What’s the solution? I don’t entirely know. I believe
talking more openly about it is a start. Over the last few decades there has
been a real shift around how workplaces deal with sexual harassment and a lot
of that came from people speaking out about their experiences and changing how
people think. There is a lot of victim blaming that happens too and that is
certainly something that needs to be addressed. I think it’s also important
that even when it doesn’t directly affect us, we need to stand up and say
something when we see it. Give people support where they need it. Stop telling
people being bullied that “it happens everywhere”. Bullying existing elsewhere
does not make it right or okay to treat someone badly. Ever. Telling that to
someone who is going through that just minimizes their feelings and further
isolates them.
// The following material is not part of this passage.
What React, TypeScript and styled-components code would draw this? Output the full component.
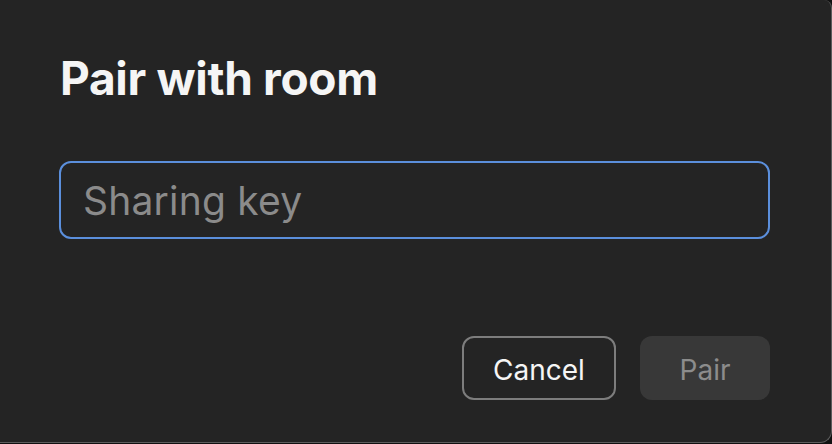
import { useState } from 'react'
import styled, { createGlobalStyle } from 'styled-components'

const GlobalStyle = createGlobalStyle`
  html, body {
    margin: 0;
    padding: 0;
    background: #111;
    font-family: Inter, "Noto Sans", "Liberation Sans", sans-serif;
  }
`

const Dialog = styled.div`
  box-sizing: border-box;
  width: 832px;
  height: 443px;
  background: #242424;
  border-right: 1px solid #5c5c5c;
  border-bottom: 1px solid #5c5c5c;
  border-radius: 0 8px 12px 0;
  padding: 53px 61px 0 59px;
  display: flex;
  flex-direction: column;
`

const Title = styled.h1`
  margin: 0 0 0 1px;
  font-size: 46px;
  line-height: 50px;
  font-weight: 700;
  color: #f5f5f5;
  letter-spacing: -0.3px;
`

const KeyInput = styled.input`
  box-sizing: border-box;
  margin-top: 58px;
  width: 100%;
  height: 78px;
  padding: 0 22px;
  background: transparent;
  border: 2px solid #5b8fdc;
  border-radius: 12px;
  outline: none;
  font-family: inherit;
  font-size: 39px;
  letter-spacing: 0.2px;
  color: #f0f0f0;

  &::placeholder {
    color: #8b8b8b;
  }
`

const Footer = styled.div`
  margin-top: 97px;
  display: flex;
  justify-content: flex-end;
  gap: 24px;
`

const Button = styled.button<{ $primary?: boolean }>`
  box-sizing: border-box;
  height: 64px;
  padding: 4px 0 0;
  width: ${(p) => (p.$primary ? '130px' : '154px')};
  border-radius: 12px;
  font-family: inherit;
  font-size: 28px;
  font-weight: 400;
  cursor: pointer;
  background: ${(p) => (p.$primary ? '#383838' : 'transparent')};
  border: ${(p) => (p.$primary ? 'none' : '2px solid #7d7d7d')};
  color: ${(p) => (p.$primary ? '#8c8c8c' : '#f5f5f5')};

  &:disabled {
    cursor: default;
  }
`

export default function App() {
  const [key, setKey] = useState('')

  return (
    <>
      <GlobalStyle />
      <Dialog>
        <Title>Pair with room</Title>
        <KeyInput
          value={key}
          onChange={(e) => setKey(e.target.value)}
          placeholder="Sharing key"
        />
        <Footer>
          <Button>Cancel</Button>
          <Button $primary disabled={!key.trim()}>Pair</Button>
        </Footer>
      </Dialog>
    </>
  )
}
We need to focus on actually empowering people as to how to handle being
bullied (and I’m not talking about how to report it to HR) and not make them feel
ashamed.
The good news, for me, is that I’m starting to learn that workplace
bullying doesn’t actually happen everywhere. I have yet to figure out what
makes some workplaces different in this regard (it isn’t the anti-bullying
courses – I can tell you that much). I do think a lot of it has to do with the
leadership at the top and how they treat people, and that in turn sets an
example for everyone else to follow or they won’t fit in. Maybe its
transparency too – the same leaders tend to admit publicly when there is an
issue and deal with it effectively rather than deny that bullying has occurred.
Whatever the reason, it’s definitely worth figuring out the commonalities in positive
workplaces to determine how it can be replicated elsewhere, hopefully reducing
the prevalence of workplace bullying.